Mais máquina do que homem, agora conhecido como Robocop, o policial cibernético conquista instantaneamente a adoração popular em Detroit por sua capacidade de acumular fichas policiais e mandados de prisão em sua memória eletrônica, localizando e prendendo criminosos com a velocidade da luz, a bordo de uma possante motocicleta. Ainda por cima, ele é praticamente invulnerável.

Com montagem rápida (do também brasileiro Daniel Rezende e de Peter McNutty) e muito barulho, por seus seguidos tiroteios, o filme derrapa toda vez que tenta aprofundar algum aspecto ético de suas situações. A grande questão, se Alex/Robocop ainda é humano, é tratada de maneira um tanto vaga, com o doutor Dennett abrindo mão um pouco rápido demais de suas preocupações morais.

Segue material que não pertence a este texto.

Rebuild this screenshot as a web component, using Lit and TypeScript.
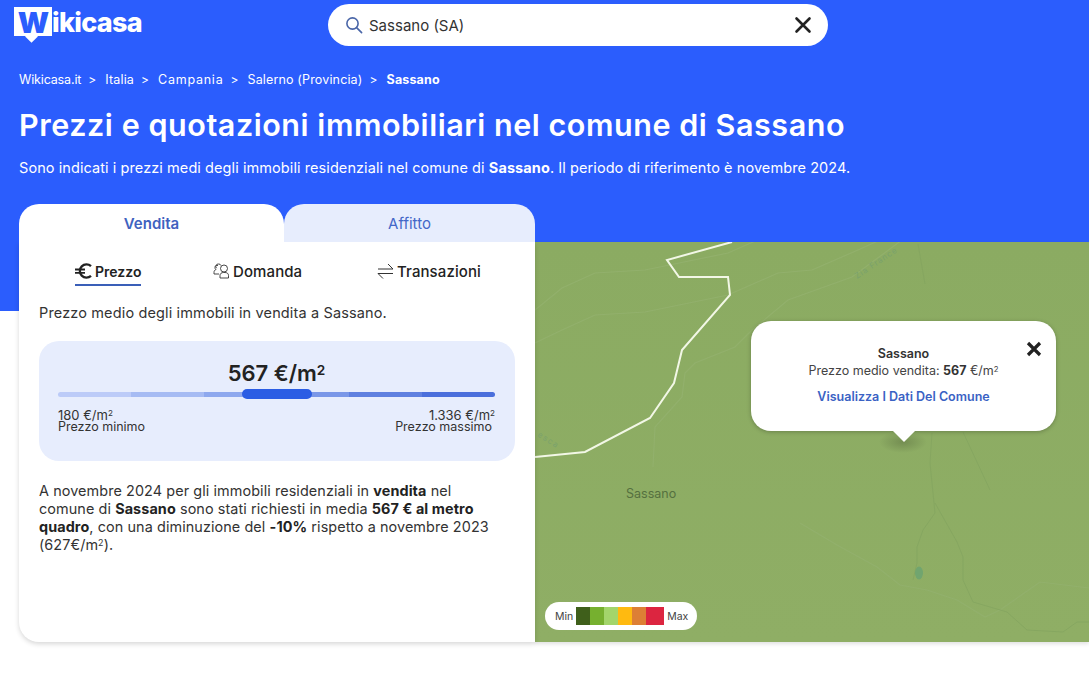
import { LitElement, css, html, svg } from "lit";
import { customElement } from "lit/decorators.js";

const legend = ["#3f5f1b", "#76b02f", "#a3d56b", "#ffba10", "#dd7f35", "#dc2540"];
const scale = ["#bccbf8", "#a6bbf3", "#8ea8ee", "#7a97e8", "#5f80e0", "#4b6fdc"];

// faint roads and contours, in map coordinates
const roads = [
  "M0 68 L27 46 L60 31 L110 28 L193 11 L243 -11",
  "M0 101 L27 88 L60 73 L110 70 L193 53 L243 31 L277 28 L323 8 L345 -2",
  "M118 225 L120 185 L147 155 L150 131 L160 121 L200 105 L217 88 L253 58 L317 35 L367 -2",
  "M265 281 L302 303 L342 325 L365 343 L392 348 L422 358 L450 375 L465 368 L505 340 L554 346",
];
const streams = [
  "M397 191 L395 221 L400 271 L388 288 L382 305 L382 321 L378 338",
  "M400 261 L422 300 L428 315 L428 338 L438 360 L472 370 L492 388 L528 390 L542 380 L554 380",
  "M428 190 L455 248",
  "M383 2 L390 42",
];

@customElement("app-root")
export class AppRoot extends LitElement {
  static styles = css`
    :host {
      display: block;
      width: 100%;
      height: 691px;
      background: #fff;
      overflow: hidden;
      font-family: Inter, "Open Sans", sans-serif;
      color: #222;
    }
    .hero {
      background: #2b5dfd;
      height: 311px;
      color: #fff;
      padding: 0 19px;
      box-sizing: border-box;
    }
    .top {
      display: flex;
      height: 59px;
      padding-top: 4px;
      box-sizing: border-box;
    }
    .logo {
      display: flex;
      align-items: flex-start;
      width: 314px;
      height: 42px;
      margin-left: -5px;
      padding-top: 3px;
      box-sizing: border-box;
      font-size: 27px;
      font-weight: 800;
      line-height: 32px;
      letter-spacing: -0.7px;
    }
    .logo-mark {
      position: relative;
      width: 38px;
      height: 29px;
      background: #fff;
      color: #2b5dfd;
      font-size: 29px;
      font-weight: 900;
      line-height: 31px;
      text-align: center;
    }
    .logo-mark::after {
      content: "";
      position: absolute;
      left: 13px;
      bottom: -5px;
      width: 9px;
      height: 9px;
      background: #fff;
      transform: rotate(45deg);
    }
    .logo-mark span {
      position: relative;
      z-index: 1;
    }
    .search {
      display: flex;
      align-items: center;
      width: 500px;
      height: 42px;
      background: #fff;
      border-radius: 21px;
      color: #333;
      font-size: 15px;
      box-sizing: border-box;
      padding: 0 16px 0 17px;
      gap: 6px;
    }
    .search .query {
      flex: 1;
    }
    .crumbs {
      display: flex;
      align-items: center;
      font-size: 12.5px;
      letter-spacing: 0.15px;
      height: 40px;
    }
    .crumbs a {
      display: flex;
      align-items: center;
    }
    .crumbs a.tight {
      letter-spacing: -0.15px;
    }
    .crumbs a.wide {
      letter-spacing: 0.75px;
    }
    .crumbs .sep {
      margin: 0 9px 0 7px;
      font-size: 12px;
    }
    .crumbs b {
      font-weight: 700;
    }
    h1 {
      margin: 5px 0 0;
      font-size: 30.5px;
      line-height: 42px;
      font-weight: 600;
      letter-spacing: 0.55px;
      white-space: nowrap;
    }
    .lead {
      margin: 11px 0 0;
      font-size: 14.5px;
      letter-spacing: 0.08px;
      line-height: 22px;
      white-space: nowrap;
    }
    .lead b {
      font-weight: 700;
    }
    .content {
      display: flex;
      padding-left: 19px;
      margin-top: -107px;
    }
    .card {
      width: 516px;
      height: 438px;
      flex: none;
      position: relative;
      z-index: 1;
    }
    .tabs {
      display: flex;
      height: 38px;
    }
    .tab {
      display: flex;
      align-items: center;
      justify-content: center;
      font-size: 15px;
      color: #4467c8;
      background: #e7edfd;
      border-radius: 20px 20px 0 0;
      width: 251px;
    }
    .tab.on {
      width: 265px;
      background: #fff;
      font-weight: 600;
      color: #3f62bf;
    }
    .panel {
      height: 400px;
      background: #fff;
      border-radius: 0 0 0 20px;
      box-shadow: 0 2px 5px rgba(0, 0, 0, 0.16);
    }
    .subtabs {
      display: flex;
      height: 46px;
      align-items: flex-end;
      position: relative;
    }
    .sub {
      position: absolute;
      top: 16px;
      display: flex;
      align-items: center;
      gap: 3px;
      font-size: 15px;
      letter-spacing: 0.1px;
      height: 26px;
      color: #222;
      font-weight: 500;
      white-space: nowrap;
    }
    .sub.on {
      font-size: 14px;
      letter-spacing: 0;
      gap: 3px;
      font-weight: 600;
      border-bottom: 2px solid #3a5fb8;
    }
    .body {
      padding: 0 20px;
    }
    .intro {
      margin: 14px 0 0;
      font-size: 14.5px;
      letter-spacing: 0.14px;
      line-height: 22px;
      color: #333;
    }
    .box {
      margin-top: 17px;
      width: 476px;
      height: 120px;
      background: #e7edfd;
      border-radius: 20px;
      box-sizing: border-box;
      padding: 17px 20px 0 19px;
    }
    .price {
      text-align: center;
      font-size: 22px;
      line-height: 30px;
      font-weight: 600;
    }
    sup {
      font-size: 0.62em;
      line-height: 0;
      vertical-align: 0.45em;
    }
    .bar {
      position: relative;
      display: flex;
      height: 5px;
      margin-top: 4px;
    }
    .bar i {
      flex: 1;
      height: 5px;
    }
    .bar i:first-child {
      border-radius: 3px 0 0 3px;
    }
    .bar i:nth-child(6) {
      border-radius: 0 3px 3px 0;
    }
    .marker {
      position: absolute;
      left: 184px;
      top: -3px;
      width: 70px;
      height: 10px;
      border-radius: 5px;
      background: #2b5de4;
    }
    .range {
      display: flex;
      justify-content: space-between;
      margin-top: 12px;
      font-size: 13px;
      line-height: 12px;
      color: #333;
    }
    .range div:last-child {
      text-align: right;
    }
    .range small {
      display: block;
      font-size: 12.5px;
    }
    .range div:last-child small {
      padding-right: 3px;
    }
    .text {
      margin: 21px 0 0;
      width: 458px;
      font-size: 14.4px;
      letter-spacing: 0.09px;
      line-height: 18px;
      color: #333;
    }
    .text b {
      font-weight: 700;
      color: #222;
    }
    .map {
      position: relative;
      flex: 1;
      height: 400px;
      margin-top: 38px;
      background: #8cab62;
      box-shadow: 0 2px 4px rgba(0, 0, 0, 0.12);
    }
    .map svg.bg {
      position: absolute;
      inset: 0;
      width: 100%;
      height: 100%;
    }
    .town {
      position: absolute;
      left: 91px;
      top: 244px;
      font-size: 12.5px;
      color: #55703f;
    }
    .popup {
      position: absolute;
      left: 216px;
      top: 79px;
      width: 305px;
      height: 110px;
      background: #fff;
      border-radius: 20px;
      box-shadow: 0 1px 4px rgba(0, 0, 0, 0.25);
      text-align: center;
      font-size: 12.5px;
      color: #444;
      box-sizing: border-box;
      padding-top: 24px;
      line-height: 17px;
    }
    .popup::before {
      content: "";
      position: absolute;
      left: 128px;
      top: 100%;
      width: 48px;
      height: 22px;
      background: radial-gradient(closest-side, rgba(0, 0, 0, 0.18), transparent);
    }
    .popup::after {
      content: "";
      position: absolute;
      left: 142px;
      top: 100%;
      width: 22px;
      height: 11px;
      background: #fff;
      clip-path: polygon(0 0, 100% 0, 50% 100%);
    }
    .popup strong {
      display: block;
      font-weight: 600;
      color: #333;
    }
    .popup b {
      font-weight: 700;
      color: #333;
    }
    .popup a {
      display: block;
      margin-top: 9px;
      color: #3a62c4;
      font-weight: 600;
    }
    .popup svg {
      position: absolute;
      right: 14px;
      top: 20px;
    }
    .legend {
      position: absolute;
      left: 10px;
      bottom: 12px;
      display: flex;
      align-items: center;
      width: 152px;
      height: 28px;
      padding: 0 10px;
      box-sizing: border-box;
      background: #fff;
      border-radius: 14px;
      font-size: 10.5px;
      color: #444;
      gap: 3px;
    }
    .legend i {
      width: 14px;
      height: 18px;
    }
    .legend i:nth-of-type(6) {
      width: 18px;
    }
    .swatches {
      display: flex;
    }
  `;

  render() {
    return html`
      <div class="hero">
        <div class="top">
          <div class="logo">
            <div class="logo-mark"><span>W</span></div>
            <span>ikicasa</span>
          </div>
          <div class="search">
            <svg width="18" height="18" viewBox="0 0 18 18" fill="none" stroke="#4a66a8" stroke-width="1.6">
              <circle cx="7.5" cy="7.5" r="5.6" />
              <path d="M11.6 11.6l5 5" stroke-linecap="round" />
            </svg>
            <span class="query">Sassano (SA)</span>
            <svg width="18" height="18" viewBox="0 0 18 18" stroke="#222" stroke-width="2.6" stroke-linecap="round">
              <path d="M2.5 2.5l13 13M15.5 2.5l-13 13" />
            </svg>
          </div>
        </div>
        <div class="crumbs">
          <a class="tight">Wikicasa.it</a><span class="sep">&gt;</span>
          <a>Italia</a><span class="sep">&gt;</span>
          <a class="wide">Campania</a><span class="sep">&gt;</span>
          <a>Salerno (Provincia)</a><span class="sep">&gt;</span>
          <b>Sassano</b>
        </div>
        <h1>Prezzi e quotazioni immobiliari nel comune di Sassano</h1>
        <p class="lead">
          Sono indicati i prezzi medi degli immobili residenziali nel comune di
          <b>Sassano</b>. Il periodo di riferimento è novembre 2024.
        </p>
      </div>
      <div class="content">
        <div class="card">
          <div class="tabs">
            <div class="tab on">Vendita</div>
            <div class="tab">Affitto</div>
          </div>
          <div class="panel">
            <div class="subtabs">
              <div class="sub on" style="left:56px">
                <svg width="17" height="16" viewBox="0 0 17 16" fill="none" stroke="#222" stroke-width="2.3">
                  <path d="M16 3.2A6.6 6.6 0 1 0 16 12.8" />
                  <path d="M0 6.5h10M0 9.8h10" stroke-width="1.8" />
                </svg>
                Prezzo
              </div>
              <div class="sub" style="left:194px">
                <svg width="17" height="16" viewBox="0 0 17 16" fill="none" stroke="#333" stroke-width="0.9">
                  <path d="M7 15V12.5C7 10.5 8.5 9.5 10.5 9.5h1.5c2 0 3.5 1 3.5 3V15z" />
                  <circle cx="11" cy="5.5" r="3.5" />
                  <path d="M8 2.6A2.4 2.4 0 0 0 5.4 1 2.4 2.4 0 0 0 3.6 5.2" />
                  <path d="M5 2.6A2 2 0 0 0 2 4.5 2 2 0 0 0 3 6.5C1.6 7 1 8 1 9.5v1.5h5" />
                </svg>
                Domanda
              </div>
              <div class="sub" style="left:358px">
                <svg width="17" height="16" viewBox="0 0 17 16" fill="none" stroke="#333" stroke-width="1">
                  <path d="M1 6h15M11 1l5 5M16 10.5H1M6 15.5l-5-5" />
                </svg>
                Transazioni
              </div>
            </div>
            <div class="body">
              <p class="intro">Prezzo medio degli immobili in vendita a Sassano.</p>
              <div class="box">
                <div class="price">567 €/m<sup>2</sup></div>
                <div class="bar">
                  ${scale.map((c) => html`<i style="background:${c}"></i>`)}
                  <div class="marker"></div>
                </div>
                <div class="range">
                  <div>180 €/m<sup>2</sup><small>Prezzo minimo</small></div>
                  <div>1.336 €/m<sup>2</sup><small>Prezzo massimo</small></div>
                </div>
              </div>
              <p class="text">
                A novembre 2024 per gli immobili residenziali in <b>vendita</b> nel
                comune di <b>Sassano</b> sono stati richiesti in media <b>567 € al metro
                quadro</b>, con una diminuzione del <b>-10%</b> rispetto a novembre 2023
                (627€/m<sup>2</sup>).
              </p>
            </div>
          </div>
        </div>
        <div class="map">
          <svg class="bg" viewBox="0 0 554 400" fill="none">
            <defs>
              <linearGradient id="tint" x1="0" y1="0" x2="0" y2="1">
                <stop offset="0" stop-color="#8bab62" />
                <stop offset="1" stop-color="#8fae65" />
              </linearGradient>
            </defs>
            <rect width="554" height="400" fill="url(#tint)" />
            ${roads.map((d) => svg`<path d=${d} stroke="#92b06c" stroke-width="1.2" />`)}
            ${streams.map((d) => svg`<path d=${d} stroke="#84a560" stroke-width="0.8" />`)}
            <ellipse cx="384" cy="331" rx="4" ry="6.5" fill="#71a56f" />
            <text x="322" y="37" transform="rotate(-34 322 37)" font-size="8" letter-spacing="1" fill="#7aa26c">Zia France</text>
            <text x="2" y="194" transform="rotate(32 2 194)" font-size="8" letter-spacing="1.5" fill="#7aa26c">esca</text>
            <path
              d="M197 0L132 18L144 35H193L195 53L147 108L139 141L115 176L50 210L0 215"
              stroke="#f2f7e6"
              stroke-width="2"
            />
          </svg>
          <span class="town">Sassano</span>
          <div class="popup">
            <strong>Sassano</strong>
            Prezzo medio vendita: <b>567</b> €/m<sup>2</sup>
            <a>Visualizza I Dati Del Comune</a>
            <svg width="16" height="16" viewBox="0 0 16 16" stroke="#222" stroke-width="3.2">
              <path d="M2 2l12 12M14 2L2 14" />
            </svg>
          </div>
          <div class="legend">
            Min
            <div class="swatches">${legend.map((c) => html`<i style="background:${c}"></i>`)}</div>
            Max
          </div>
        </div>
      </div>
    `;
  }
}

Michael Keaton, como sempre, está vários tons acima na interpretação do vilão do pedaço, o empresário inescrupuloso, desmentindo a velha máxima de que os malvados são os personagens mais interessantes. Mulher do Robocop, Abbie Cornish aparece mais do que a esposa no filme de 1987, mas pouco mais faz do que chorar.

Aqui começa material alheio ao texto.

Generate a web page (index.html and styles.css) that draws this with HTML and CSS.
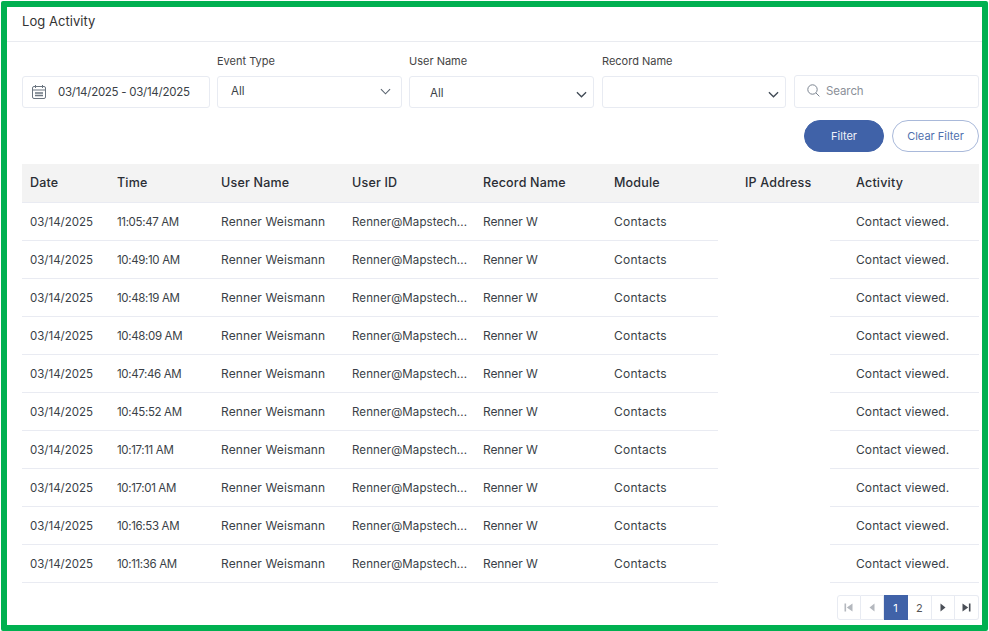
FILE: index.html
```html
<!DOCTYPE html>
<html lang="en">
<head>
<meta charset="utf-8">
<title>Log Activity</title>
<link rel="stylesheet" href="styles.css">
</head>
<body>
<main class="frame">
  <header class="title-bar"><h1>Log Activity</h1></header>
  <section class="filters">
    <div class="field date-field">
      <div class="control">
        <svg class="cal" viewBox="0 0 14 14" width="14" height="14" fill="none" stroke="#6b7580" stroke-width="1"><rect x="0.5" y="1.5" width="13" height="12" rx="1.5"/><path d="M0.5 5h13M3.5 0v3M10.5 0v3"/><path d="M3 8h8M3 10.5h8" stroke-width="1.4"/></svg>
        <span>03/14/2025 - 03/14/2025</span>
      </div>
    </div>
    <div class="field event-field">
      <label>Event Type</label>
      <div class="control select select-up"><span>All</span><svg class="chev" viewBox="0 0 12 7" width="11" height="7" fill="none" stroke="#5a6470" stroke-width="1.2"><path d="M1 1l5 5 5-5"/></svg></div>
    </div>
    <div class="field user-field">
      <label>User Name</label>
      <div class="control select select-user"><span>All</span><svg class="chev" viewBox="0 0 12 7" width="11" height="7" fill="none" stroke="#3f4954" stroke-width="1.4"><path d="M1 1l5 5 5-5"/></svg></div>
    </div>
    <div class="field record-field">
      <label>Record Name</label>
      <div class="control select select-record"><span></span><svg class="chev" viewBox="0 0 12 7" width="11" height="7" fill="none" stroke="#3f4954" stroke-width="1.4"><path d="M1 1l5 5 5-5"/></svg></div>
    </div>
    <div class="field search-field">
      <div class="control search">
        <svg viewBox="0 0 13 13" width="13" height="13" fill="none" stroke="#7b8490" stroke-width="1"><circle cx="5.5" cy="5.5" r="4.7"/><path d="M9 9l3.4 3.4"/></svg>
        <span>Search</span>
      </div>
    </div>
  </section>
  <div class="actions">
    <button class="btn primary">Filter</button>
    <button class="btn outline">Clear Filter</button>
  </div>
  <section class="table">
    <div class="thead">
      <div>Date</div><div>Time</div><div>User Name</div><div>User ID</div><div>Record Name</div><div>Module</div><div>IP Address</div><div>Activity</div>
    </div>
    <div class="row"><div class="c">03/14/2025</div><div class="c">11:05:47 AM</div><div class="c">Renner Weismann</div><div class="c">Renner@Mapstech...</div><div class="c">Renner W</div><div class="c">Contacts</div><div class="ip"></div><div class="c act">Contact viewed.</div></div>
    <div class="row"><div class="c">03/14/2025</div><div class="c">10:49:10 AM</div><div class="c">Renner Weismann</div><div class="c">Renner@Mapstech...</div><div class="c">Renner W</div><div class="c">Contacts</div><div class="ip"></div><div class="c act">Contact viewed.</div></div>
    <div class="row"><div class="c">03/14/2025</div><div class="c">10:48:19 AM</div><div class="c">Renner Weismann</div><div class="c">Renner@Mapstech...</div><div class="c">Renner W</div><div class="c">Contacts</div><div class="ip"></div><div class="c act">Contact viewed.</div></div>
    <div class="row"><div class="c">03/14/2025</div><div class="c">10:48:09 AM</div><div class="c">Renner Weismann</div><div class="c">Renner@Mapstech...</div><div class="c">Renner W</div><div class="c">Contacts</div><div class="ip"></div><div class="c act">Contact viewed.</div></div>
    <div class="row"><div class="c">03/14/2025</div><div class="c">10:47:46 AM</div><div class="c">Renner Weismann</div><div class="c">Renner@Mapstech...</div><div class="c">Renner W</div><div class="c">Contacts</div><div class="ip"></div><div class="c act">Contact viewed.</div></div>
    <div class="row"><div class="c">03/14/2025</div><div class="c">10:45:52 AM</div><div class="c">Renner Weismann</div><div class="c">Renner@Mapstech...</div><div class="c">Renner W</div><div class="c">Contacts</div><div class="ip"></div><div class="c act">Contact viewed.</div></div>
    <div class="row"><div class="c">03/14/2025</div><div class="c">10:17:11 AM</div><div class="c">Renner Weismann</div><div class="c">Renner@Mapstech...</div><div class="c">Renner W</div><div class="c">Contacts</div><div class="ip"></div><div class="c act">Contact viewed.</div></div>
    <div class="row"><div class="c">03/14/2025</div><div class="c">10:17:01 AM</div><div class="c">Renner Weismann</div><div class="c">Renner@Mapstech...</div><div class="c">Renner W</div><div class="c">Contacts</div><div class="ip"></div><div class="c act">Contact viewed.</div></div>
    <div class="row"><div class="c">03/14/2025</div><div class="c">10:16:53 AM</div><div class="c">Renner Weismann</div><div class="c">Renner@Mapstech...</div><div class="c">Renner W</div><div class="c">Contacts</div><div class="ip"></div><div class="c act">Contact viewed.</div></div>
    <div class="row"><div class="c">03/14/2025</div><div class="c">10:11:36 AM</div><div class="c">Renner Weismann</div><div class="c">Renner@Mapstech...</div><div class="c">Renner W</div><div class="c">Contacts</div><div class="ip"></div><div class="c act">Contact viewed.</div></div>
  </section>
  <nav class="pager">
    <a class="dim"><svg viewBox="0 0 9 9" width="9" height="9"><path d="M0.5 0.5h1.6v8H0.5zM8.5 0.5v8L2.8 4.5z" fill="#b4b8be"/></svg></a>
    <a class="dim"><svg viewBox="0 0 6 9" width="6" height="9"><path d="M5.5 0.5v8L0.5 4.5z" fill="#b4b8be"/></svg></a>
    <a class="on">1</a>
    <a>2</a>
    <a><svg viewBox="0 0 6 9" width="6" height="9"><path d="M0.5 0.5v8l5-4z" fill="#4a4f57"/></svg></a>
    <a><svg viewBox="0 0 9 9" width="9" height="9"><path d="M0.5 0.5v8l5.7-4zM6.9 0.5h1.6v8H6.9z" fill="#4a4f57"/></svg></a>
  </nav>
</main>
</body>
</html>
```
FILE: styles.css
```css
* { box-sizing: border-box; }
html, body { margin: 0; padding: 0; background: #fff; }
body {
  width: 989px;
  height: 631px;
  overflow: hidden;
  padding: 1px 1px 0 1px;
  font-family: "Inter", "Noto Sans", sans-serif;
  font-size: 11.5px;
  color: #3a3f47;
}
.frame {
  width: 987px;
  height: 630px;
  border: 6px solid #00b050;
  border-radius: 2px;
  background: #fff;
  padding: 0 3px 0 15px;
}
.title-bar {
  height: 35px;
  margin: 0 -3px 0 -15px;
  padding: 0 15px;
  border-bottom: 1px solid #e9ebf0;
  display: flex;
  align-items: center;
}
h1 {
  margin: 0 0 6px;
  font-size: 13px;
  font-weight: 400;
  letter-spacing: 0.05px;
  color: #333;
}
.filters {
  display: flex;
  height: 66px;
  align-items: flex-end;
}
.field { display: flex; flex-direction: column; }
label {
  font-size: 11px;
  line-height: 16px;
  margin-bottom: 7px;
  color: #444;
}
.control {
  height: 32px;
  border: 1px solid #e8ebf2;
  border-radius: 3px;
  display: flex;
  align-items: center;
  background: #fff;
}
.date-field { width: 188px; margin-right: 7px; }
.event-field { width: 185px; margin-right: 7px; }
.user-field { width: 185px; margin-right: 8px; }
.record-field { width: 184px; margin-right: 8px; }
.search-field { width: 185px; }
.date-field .control { padding-left: 9px; gap: 12px; letter-spacing: -0.27px; }
.select { justify-content: space-between; padding: 0 10px 0 13px; }
.select-up span { margin-bottom: 2px; }
.select-up svg { margin-bottom: 2px; }
.select-user { padding: 0 6px 0 20px; }
.select-user span { margin-top: 1px; }
.select-user svg, .select-record svg { margin-top: 4px; }
.select-record { padding-right: 6px; }
.search { height: 33px; padding: 0 10px 2px 12px; gap: 6px; color: #8b9098; }
.search span { letter-spacing: -0.1px; }
.actions {
  display: flex;
  justify-content: flex-end;
  gap: 8px;
  height: 32px;
  margin-top: 12px;
}
.btn {
  height: 32px;
  border-radius: 16px;
  font: inherit;
  font-size: 11px;
  padding: 0;
}
.primary { width: 80px; background: #4062a8; border: 1px solid #4062a8; color: #f0f3fa; }
.outline { width: 87px; background: #fff; border: 1px solid #a9b9da; color: #4f6fae; }
.table { margin-top: 12px; }
.thead {
  display: grid;
  grid-template-columns: 87px 104px 131px 131px 131px 131px 111px 131px;
  height: 39px;
  padding-bottom: 2px;
  background: #f3f3f3;
  border-bottom: 1px solid #e9ebf2;
  align-items: center;
  font-size: 12.5px;
  font-weight: 500;
  letter-spacing: 0.2px;
  color: #2a2d33;
}
.thead div { padding-left: 8px; }
.row {
  display: grid;
  grid-template-columns: 87px 104px 131px 131px 131px 112px 112px 149px;
  height: 38px;
}
.c {
  padding-left: 8px;
  display: flex;
  align-items: center;
  border-bottom: 1px solid #e9ebf2;
  white-space: nowrap;
  overflow: hidden;
}
.row .c:nth-child(2) { letter-spacing: -0.35px; }
.row .c:nth-child(3) { font-size: 12px; letter-spacing: 0.12px; }
.row .c:nth-child(4) { letter-spacing: 0.1px; }
.row .c:nth-child(5) { font-size: 12px; letter-spacing: -0.1px; }
.row .c:nth-child(6) { font-size: 12px; letter-spacing: 0.25px; }
.act { padding-left: 26px; font-size: 12px; letter-spacing: 0.1px; }
.pager {
  display: flex;
  justify-content: flex-end;
  margin-top: 12px;
}
.pager a {
  width: 23.7px;
  height: 25px;
  display: flex;
  align-items: center;
  justify-content: center;
  border: 1px solid #e8ebf2;
  border-left: 0;
  font-size: 11px;
  color: #555;
}
.pager a:first-child { border-left: 1px solid #e8ebf2; border-radius: 3px 0 0 3px; }
.pager a:last-child { border-radius: 0 3px 3px 0; }
.pager .on { background: #4062a8; border-color: #4062a8; color: #fff; }
```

Neste mundo muito maniqueísta, quase de histórias em quadrinhos, a melhor coisa é mesmo Pat Novak (Samuel L. Jackson). Na pele de um apresentador de TV reacionário e militarista, ele dá seu habitual show de ironia, carregando a faixa da discussão sobre o fascismo implícito no pensamento de Sellars e sua gangue --que está contaminando, aliás, boa parte do mundo contemporâneo.

Ensurdecedor e sem alma, "Robocop" parece ter sido feito na gigantesca linha de montagem chinesa que fabrica em série os robôs da Omnicorp.